What is being asked
Filter the data for lines with the word "that", then copy every line so identified.

Excerpted data

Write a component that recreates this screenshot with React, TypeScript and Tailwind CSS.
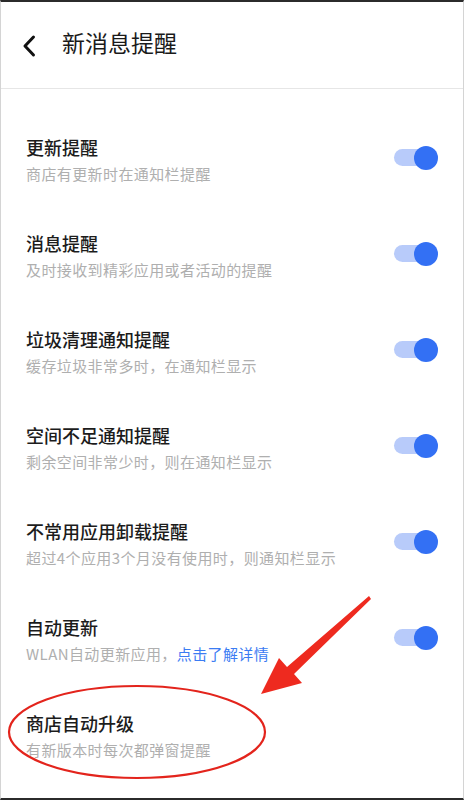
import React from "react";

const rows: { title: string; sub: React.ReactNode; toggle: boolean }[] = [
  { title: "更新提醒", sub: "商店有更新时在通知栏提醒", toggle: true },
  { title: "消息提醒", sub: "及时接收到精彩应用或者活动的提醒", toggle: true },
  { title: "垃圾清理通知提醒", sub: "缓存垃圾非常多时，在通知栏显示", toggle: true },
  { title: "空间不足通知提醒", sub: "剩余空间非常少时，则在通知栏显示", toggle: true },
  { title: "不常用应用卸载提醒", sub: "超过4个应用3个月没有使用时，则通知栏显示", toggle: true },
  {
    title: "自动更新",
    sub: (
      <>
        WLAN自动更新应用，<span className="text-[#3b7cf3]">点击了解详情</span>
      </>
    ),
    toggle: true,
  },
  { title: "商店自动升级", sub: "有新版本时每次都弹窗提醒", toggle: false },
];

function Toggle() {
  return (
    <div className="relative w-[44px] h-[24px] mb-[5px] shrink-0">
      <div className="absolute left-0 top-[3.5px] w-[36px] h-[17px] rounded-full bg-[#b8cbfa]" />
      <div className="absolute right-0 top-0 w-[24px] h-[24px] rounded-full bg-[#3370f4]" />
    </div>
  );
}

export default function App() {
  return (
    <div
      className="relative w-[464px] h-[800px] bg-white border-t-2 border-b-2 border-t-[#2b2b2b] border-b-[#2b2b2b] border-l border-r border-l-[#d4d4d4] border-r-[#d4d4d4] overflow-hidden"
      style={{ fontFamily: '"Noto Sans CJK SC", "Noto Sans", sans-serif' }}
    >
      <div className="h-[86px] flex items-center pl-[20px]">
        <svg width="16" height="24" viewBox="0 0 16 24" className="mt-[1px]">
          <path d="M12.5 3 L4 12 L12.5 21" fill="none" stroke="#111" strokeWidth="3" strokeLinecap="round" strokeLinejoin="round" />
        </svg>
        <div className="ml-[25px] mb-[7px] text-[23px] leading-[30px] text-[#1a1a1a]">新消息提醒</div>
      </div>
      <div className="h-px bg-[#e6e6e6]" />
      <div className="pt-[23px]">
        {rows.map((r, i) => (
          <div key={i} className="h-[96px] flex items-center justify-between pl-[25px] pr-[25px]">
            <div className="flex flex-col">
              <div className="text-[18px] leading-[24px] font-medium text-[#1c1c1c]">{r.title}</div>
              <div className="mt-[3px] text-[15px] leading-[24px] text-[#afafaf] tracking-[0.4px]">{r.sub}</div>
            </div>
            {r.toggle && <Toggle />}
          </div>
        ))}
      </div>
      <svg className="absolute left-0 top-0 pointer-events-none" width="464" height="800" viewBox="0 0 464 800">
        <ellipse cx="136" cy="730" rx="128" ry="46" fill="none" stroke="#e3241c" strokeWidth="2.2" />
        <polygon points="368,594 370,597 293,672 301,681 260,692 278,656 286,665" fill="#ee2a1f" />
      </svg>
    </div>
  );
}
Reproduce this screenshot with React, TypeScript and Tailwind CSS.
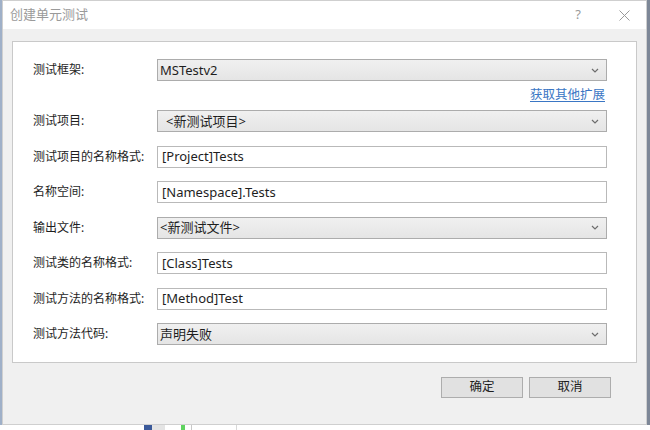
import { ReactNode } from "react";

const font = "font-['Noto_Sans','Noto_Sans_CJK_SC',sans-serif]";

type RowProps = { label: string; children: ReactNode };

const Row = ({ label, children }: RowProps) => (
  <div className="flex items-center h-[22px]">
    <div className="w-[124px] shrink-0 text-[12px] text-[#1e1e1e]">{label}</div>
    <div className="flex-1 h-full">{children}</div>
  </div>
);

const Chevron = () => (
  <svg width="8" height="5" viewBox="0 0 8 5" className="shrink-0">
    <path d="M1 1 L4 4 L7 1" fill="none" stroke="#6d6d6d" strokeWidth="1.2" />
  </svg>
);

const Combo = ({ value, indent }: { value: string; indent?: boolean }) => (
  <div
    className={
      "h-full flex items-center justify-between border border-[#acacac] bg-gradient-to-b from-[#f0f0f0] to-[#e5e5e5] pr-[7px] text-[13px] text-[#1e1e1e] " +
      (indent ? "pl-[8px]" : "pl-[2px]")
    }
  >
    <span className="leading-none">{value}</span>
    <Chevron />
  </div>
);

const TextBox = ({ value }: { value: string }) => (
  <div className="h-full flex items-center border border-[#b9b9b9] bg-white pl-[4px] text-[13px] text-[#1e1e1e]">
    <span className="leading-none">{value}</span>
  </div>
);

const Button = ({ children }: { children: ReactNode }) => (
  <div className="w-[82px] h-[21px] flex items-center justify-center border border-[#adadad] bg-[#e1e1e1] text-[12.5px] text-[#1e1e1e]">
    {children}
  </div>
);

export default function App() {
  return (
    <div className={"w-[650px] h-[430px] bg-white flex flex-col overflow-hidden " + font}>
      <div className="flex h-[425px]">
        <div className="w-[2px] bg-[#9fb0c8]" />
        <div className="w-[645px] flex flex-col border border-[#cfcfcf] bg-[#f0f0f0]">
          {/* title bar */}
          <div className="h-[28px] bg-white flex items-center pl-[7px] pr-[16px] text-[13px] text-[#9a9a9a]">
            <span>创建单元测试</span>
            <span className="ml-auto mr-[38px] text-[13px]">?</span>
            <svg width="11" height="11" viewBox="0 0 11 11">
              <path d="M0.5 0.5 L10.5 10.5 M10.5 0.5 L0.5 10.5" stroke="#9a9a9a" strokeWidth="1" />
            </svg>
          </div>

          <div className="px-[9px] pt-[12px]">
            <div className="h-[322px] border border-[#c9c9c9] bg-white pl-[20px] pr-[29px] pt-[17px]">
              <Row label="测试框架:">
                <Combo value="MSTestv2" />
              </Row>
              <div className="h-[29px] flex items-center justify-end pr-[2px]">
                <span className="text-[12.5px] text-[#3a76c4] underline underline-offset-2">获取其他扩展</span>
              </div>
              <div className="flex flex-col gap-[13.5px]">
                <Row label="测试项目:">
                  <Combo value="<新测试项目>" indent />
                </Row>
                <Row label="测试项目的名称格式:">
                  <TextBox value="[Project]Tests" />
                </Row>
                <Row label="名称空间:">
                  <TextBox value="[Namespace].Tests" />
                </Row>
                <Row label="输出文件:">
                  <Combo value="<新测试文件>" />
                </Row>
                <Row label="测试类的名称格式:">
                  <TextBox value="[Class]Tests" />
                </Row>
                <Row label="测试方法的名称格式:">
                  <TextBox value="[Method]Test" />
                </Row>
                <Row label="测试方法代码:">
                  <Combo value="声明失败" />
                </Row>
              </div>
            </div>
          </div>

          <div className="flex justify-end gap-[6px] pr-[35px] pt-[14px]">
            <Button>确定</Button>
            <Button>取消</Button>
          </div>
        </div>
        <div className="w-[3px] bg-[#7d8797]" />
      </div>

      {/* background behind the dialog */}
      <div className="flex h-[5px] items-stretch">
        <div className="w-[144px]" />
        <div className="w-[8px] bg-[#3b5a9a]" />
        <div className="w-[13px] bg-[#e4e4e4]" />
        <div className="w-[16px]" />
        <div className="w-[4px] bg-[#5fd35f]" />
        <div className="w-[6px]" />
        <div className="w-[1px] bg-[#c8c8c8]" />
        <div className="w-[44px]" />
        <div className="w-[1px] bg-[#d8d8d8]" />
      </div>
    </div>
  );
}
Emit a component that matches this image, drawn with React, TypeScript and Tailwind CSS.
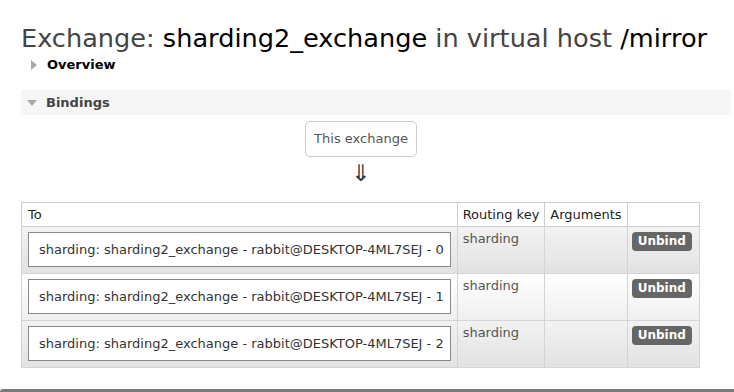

The completed task
Write a component that recreates this screenshot with React, TypeScript and Tailwind CSS.
Emit a component that matches this image, drawn with React, TypeScript and Tailwind CSS.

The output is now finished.